I find myself back at the old text messages. There’s one from Finn where he says, ‘Precision is a lonely pursuit because it requires you to ignore the crowd.’ He was talking about a specific frequency response in a room, but it applies here too. Choosing the right tool requires the courage to be inconsistent. It requires you to have three different chargers on your bench if that’s what it takes to have the three best tools for the job. We have been conditioned to see a cluttered workbench as a failure of organization, but perhaps it’s actually a sign of intellectual independence. It means you chose the tool because it was the right tool, not because it fit the battery you bought three years ago.
Loyalty is a marketing term for unexamined habits.
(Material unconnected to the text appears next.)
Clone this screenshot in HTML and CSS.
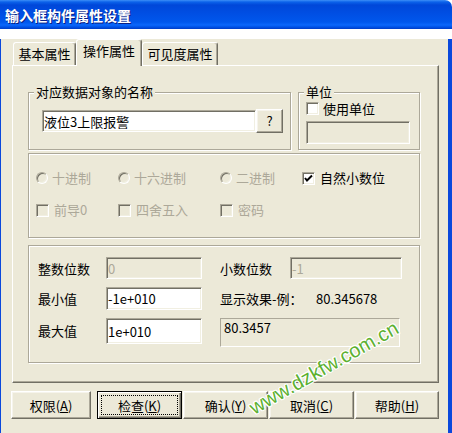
FILE: index.html
```html
<!DOCTYPE html>
<html lang="zh-CN">
<head>
  <meta charset="UTF-8">
  <title>输入框构件属性设置</title>
  <link rel="stylesheet" href="styles.css">
</head>
<body>
  <div class="window">
    <div class="titlebar">
      <span class="title">输入框构件属性设置</span>
    </div>

    <div class="frame">
      <div class="tabs">
        <div class="tab tab-basic">基本属性</div>
        <div class="tab tab-active">操作属性</div>
        <div class="tab tab-visible">可见度属性</div>
      </div>

      <div class="panel">
        <div class="row-top">
          <div class="group group-name">
            <div class="group-title">对应数据对象的名称</div>
            <div class="name-body">
              <input class="field field-name" type="text" value="液位3上限报警">
              <button class="btn btn-small">?</button>
            </div>
          </div>

          <div class="group group-unit">
            <div class="group-title">单位</div>
            <label class="check-item unit-check"><span class="checkbox"></span>使用单位</label>
            <input class="field field-unit" type="text" value="" disabled>
          </div>
        </div>

        <div class="group group-format">
          <label class="check-item is-disabled"><span class="radio"></span>十进制</label>
          <label class="check-item is-disabled"><span class="radio"></span>十六进制</label>
          <label class="check-item is-disabled"><span class="radio"></span>二进制</label>
          <label class="check-item check-wide">
            <span class="checkbox">
              <svg width="11" height="11" viewBox="0 0 11 11"><polyline points="2,5 4,7.5 9,2.5" fill="none" stroke="#000" stroke-width="2"/></svg>
            </span>自然小数位
          </label>
          <label class="check-item check-wide is-disabled"><span class="checkbox"></span>前导0</label>
          <label class="check-item check-wide is-disabled"><span class="checkbox"></span>四舍五入</label>
          <label class="check-item check-wide is-disabled"><span class="checkbox"></span>密码</label>
        </div>

        <div class="group group-range">
          <span class="range-label">整数位数</span>
          <input class="field" type="text" value="0" disabled>
          <span></span>
          <span class="range-label">小数位数</span>
          <input class="field" type="text" value="-1" disabled>

          <span class="range-label">最小值</span>
          <input class="field" type="text" value="-1e+010">
          <span></span>
          <div class="preview">
            <span class="preview-label">显示效果-例：</span>
            <span class="preview-value">80.345678</span>
          </div>

          <span class="range-label label-top">最大值</span>
          <input class="field field-max" type="text" value="1e+010">
          <span></span>
          <div class="output">80.3457</div>
        </div>
      </div>

      <div class="buttons">
        <button class="btn btn-auth">权限(<u>A</u>)</button>
        <button class="btn btn-default">检查(<u>K</u>)</button>
        <button class="btn">确认(<u>Y</u>)</button>
        <button class="btn">取消(<u>C</u>)</button>
        <button class="btn btn-help">帮助(<u>H</u>)</button>
      </div>
    </div>

    <span class="watermark">www.dzkfw.com.cn</span>
  </div>
</body>
</html>
```

FILE: styles.css
```css
* {
  margin: 0;
  padding: 0;
  box-sizing: border-box;
}

body {
  width: 452px;
  height: 433px;
  overflow: hidden;
  background: #ffffff;
  font-family: "Noto Sans CJK SC", "Liberation Sans", sans-serif;
  font-size: 13px;
  color: #000;
}

.window {
  position: relative;
  width: 452px;
  height: 432px;
}

.titlebar {
  height: 29px;
  display: flex;
  align-items: center;
  padding-left: 5px;
  border-top-right-radius: 7px;
  background: linear-gradient(#3d8ff7 0, #0b62ea 2px, #0047d9 5px, #004fe4 14px, #0057ec 22px, #0b67fb 25px, #0052e6 27px, #003cc6 29px);
}

.title {
  color: #fff;
  font-size: 14px;
  font-weight: 700;
  line-height: 16px;
  text-shadow: 1px 1px 0 #0a1f84;
}

.frame {
  height: 403px;
  background: #ece9d8;
  border-style: solid;
  border-color: #0a48dc;
  border-width: 0 4px 4px 1px;
}

/* tabs */

.tabs {
  display: flex;
  align-items: flex-end;
  height: 26px;
  margin: 10px 0 0 12px;
}

.tab {
  height: 23px;
  line-height: 21px;
  text-align: center;
  background: #ece9d8;
  border: 1px solid #fff;
  border-right-color: #716f64;
  border-bottom: none;
  border-radius: 3px 3px 0 0;
  box-shadow: inset -1px 0 0 #aca899;
}

.tab-basic {
  width: 63px;
}

.tab-active {
  position: relative;
  z-index: 1;
  width: 66px;
  height: 27px;
  line-height: 22px;
  margin-bottom: -1px;
}

.tab-visible {
  width: 76px;
}

.panel {
  width: 427px;
  height: 318px;
  margin-left: 11px;
  padding: 26px 18px 0 15px;
  border: 1px solid;
  border-color: #fff #716f64 #716f64 #fff;
  box-shadow: inset -1px -1px 0 #aca899;
}

/* group boxes */

.row-top {
  display: flex;
  gap: 7px;
}

.group {
  border: 1px solid #aca899;
  box-shadow: inset 1px 1px 0 #fff, 1px 1px 0 #fff;
}

.group-title {
  width: fit-content;
  margin: -8px 0 0 5px;
  padding: 0 2px;
  line-height: 14px;
  background: #ece9d8;
}

.group-name {
  width: 263px;
  height: 58px;
}

.name-body {
  display: flex;
  align-items: center;
  margin: 10px 0 0 13px;
}

.group-unit {
  width: 122px;
  height: 58px;
}

.unit-check {
  height: 13px;
  margin: 3px 0 0 7px;
}

.field {
  display: block;
  height: 22px;
  padding: 0 1px;
  font: inherit;
  color: #000;
  background: #fff;
  border: 1px solid;
  border-color: #aca899 #fff #fff #aca899;
  box-shadow: inset 1px 1px 0 #716f64, inset -1px -1px 0 #f1efe2;
  outline: none;
}

.field:disabled {
  color: #aca899;
  background: #ece9d8;
}

.field-name {
  width: 214px;
}

.field-unit {
  width: 104px;
  height: 23px;
  margin: 6px 0 0 7px;
}

.group-format {
  width: 392px;
  height: 85px;
  margin-top: 3px;
  padding: 16px 0 0 7px;
  display: grid;
  grid-template-columns: 82px 102px 82px 1fr;
  grid-template-rows: 16px 16px;
  row-gap: 16px;
}

.check-item {
  display: flex;
  align-items: center;
  gap: 4px;
  line-height: 14px;
  white-space: nowrap;
}

.check-wide {
  gap: 5px;
}

.check-item.is-disabled {
  color: #aca899;
}

.radio {
  width: 12px;
  height: 12px;
  border-radius: 50%;
  border: 1px solid;
  border-color: #aca899 #fff #fff #aca899;
  box-shadow: inset 1px 1px 0 #716f64, inset -1px -1px 0 #f1efe2;
  background: #ece9d8;
}

.checkbox {
  display: flex;
  align-items: center;
  justify-content: center;
  flex: none;
  width: 13px;
  height: 13px;
  border: 1px solid;
  border-color: #aca899 #fff #fff #aca899;
  box-shadow: inset 1px 1px 0 #716f64, inset -1px -1px 0 #f1efe2;
  background: #fff;
}

.is-disabled .checkbox {
  background: #ece9d8;
}

.group-range {
  width: 392px;
  height: 118px;
  margin-top: 7px;
  padding: 11px 0 0 9px;
  display: grid;
  grid-template-columns: 68px 96px 18px 70px 112px;
  grid-template-rows: 22px 23px 29px;
  row-gap: 8px;
  align-items: center;
}

.range-label {
  white-space: nowrap;
}

.label-top {
  align-self: start;
  line-height: 26px;
}

.group-range .field {
  width: 100%;
  height: 100%;
}

.group-range .field-max {
  height: 26px;
  align-self: start;
}

.preview {
  grid-column: 4 / span 2;
  display: flex;
  white-space: nowrap;
}

.preview-label {
  width: 96px;
}

.output {
  grid-column: 4 / span 2;
  width: 180px;
  height: 29px;
  padding: 1px 3px;
  line-height: 16px;
  border: 1px solid;
  border-color: #aca899 #fff #fff #aca899;
}

/* buttons */

.btn {
  font: inherit;
  color: #000;
  background: #ece9d8;
  border: 1px solid;
  border-color: #fff #716f64 #716f64 #fff;
  box-shadow: inset -1px -1px 0 #aca899, inset 1px 1px 0 #f6f4ec;
  cursor: pointer;
}

.btn u {
  text-decoration: underline;
  text-underline-offset: 1px;
}

.btn-small {
  width: 27px;
  height: 24px;
  line-height: 20px;
}

.buttons {
  display: flex;
  gap: 1px;
  margin: 8px 0 0 10px;
}

.buttons .btn {
  width: 85px;
  height: 28px;
}

.buttons .btn-auth {
  width: 80px;
  margin-right: 5px;
}

.buttons .btn-help {
  width: 84px;
}

.buttons .btn-default {
  border: 1px solid #000;
  box-shadow: inset 1px 1px 0 #fff, inset -1px -1px 0 #716f64, inset -2px -2px 0 #aca899;
  outline: 1px dotted #000;
  outline-offset: -5px;
}

.watermark {
  position: absolute;
  left: 324px;
  top: 368px;
  transform: translate(-50%, -50%) rotate(-29.5deg);
  font-family: "Liberation Sans", sans-serif;
  font-size: 20px;
  color: #5cb030;
  white-space: nowrap;
  text-shadow: 1px 0 0 #fff, -1px 0 0 #fff, 0 1px 0 #fff, 0 -1px 0 #fff, 1px 1px 0 #fff, -1px -1px 0 #fff, 1px -1px 0 #fff, -1px 1px 0 #fff;
}
```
If you are standing in an aisle today, looking at a discounted 12-piece combo kit, ask yourself what you are actually buying. Are you buying the ability to build, or are you buying a membership? The trap is subtle. It feels like a shortcut. It feels like you’re finally ‘getting serious’ about your DIY projects. But the moment you prioritize the battery over the blade, you’ve lost the plot.
The Corded Break
Henrique eventually closed his spreadsheet. He didn’t buy the ‘matching’ impact driver. Instead, he went out and bought a corded version of the tool he actually needed. It was inconvenient. It had a tail. It required an extension cord. But it had the exact specifications he required, and it will still work in 42 years, regardless of what happens to the lithium market. He broke the cycle. He stopped being a consumer of a platform and started being a user of a tool.
He broke the cycle. The green light kept blinking, but he didn’t need to check it.